Where Kaplan's book succeeds is in its ability to capture the gilded era in which these super-rich people lived: a time in which being rich meant being the _idle_ rich, with little to keep themselves occupied other than social engagements or getting involved in the "mine is bigger and more elegant than yours" competitions -- the objects involved being luxury hotels, in this case.

Today, our celebrities are movie stars and musicians. In this era, Kaplan explains, the attention of the media was on the famous rich, the parties they threw, the hissy fits that occassionally happened in public. "According to Mark Twain," he writes, "the appetite for news of the moneyed classes and their doings could be satisfied even by a page-one headline, RICH WOMAN FALLS DOWN STAIRS, NOT HURT."

The Astors are the excuse for the book, but you'll enjoy the book more by focusing on the part after the colon: blue bloods and grand hotels in a gilded age. We learn quite a bit of detail about each of the hotels built -- primarily the original Waldorf-Astoria, a collaboration of convenience through clenched teeth. That sounds awfully dull, but these hotels were so innovative for their time, and so over-the-top in what they offered and to whom, that the book kept my interest without flagging. Writes the author, "The Waldorf-Astoria made dining and lunching in public fashionable, brought society out into the open, and inspired an age of lavish entertainments, parties, balls, and dinners -- grand occasions previously confined to public houses."

We learn everything from the invention of the Waldorf salad to the relationship between the Astors and the other powerful families of the time (such as the Roosevelts, Vanderbilts, and the Astor who was related by marriage to President Taft), to the political effect of Mrs Cornelia Astor's party during an economic recession, "half a million dollars gone up in frippery and flowers," at which Mrs Astor wore Marie Antoinette's crown jewels. All far, far more entertaining than the "news" in the latest issue of People magazine.

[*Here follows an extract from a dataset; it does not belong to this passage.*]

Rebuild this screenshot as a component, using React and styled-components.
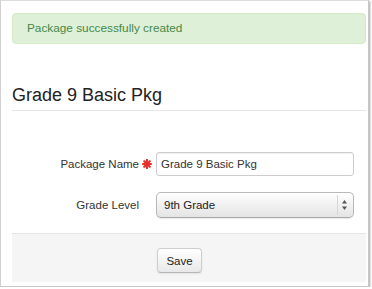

This isn't an important, scholarly book, but I definitely recommend it if you're interested in the ambiance of an earlier age, or curious about the history of New York. Or heck, for no reason whatsoever. It's interesting stuff.

"May The Force Be With You" and the Astor's4
I really enjoyed this book and appreciated the many imfomative anecdotes that the author obviously searched out...take it from me...after reading MANY accounts of the famous Bradley-Martin Ball, this author actually researched the fact that the U.S. Marine Band was sent up from Washington. In all the accounts of this famous evening that are available, all that is mentioned is "a band" played ...that's the sort of detail that makes this book so enjoyable.

Having my great-aunt on the cover also added to my selfish recommendation of this book. The only negative I have is that there was an appalling lack of footnotes and specific references. That is truly unfortunate. Otherwise, this book will provide light, entertaining and very enjoyable fare!

Slim volume promises much delivers little 3
When the Astors Owned New York: Blue Bloods and Grand Hotels in a Gilded Age by Justin Kaplan is a bit of a disappointment. From the title and description, I was looking for a biography of the Astor family along with a taste of history about the times they lived in. While there is some brief biographical information in the book, much of it is focused on the hotels they (and others) built. Pages are allotted to the Palmer House in Chicago (which they didn't build), but far less to John Jacob Astor's death on the Titanic. His scandalous divorce and marriage to a much younger woman are also glossed over. His uncle William Waldorf Astor's life is covered in far greater detail, but even he doesn't get full coverage. Gossipy bits and pieces of the times are dropped here and there. Kaplan goes overboard in quoting Henry James in his eloquence about the beauty of hotels. There are pages of quotes from James, often repeated. The book meanders and repeats itself as well. I suppose not much should be expected from such a slim volume, but I was hoping for more.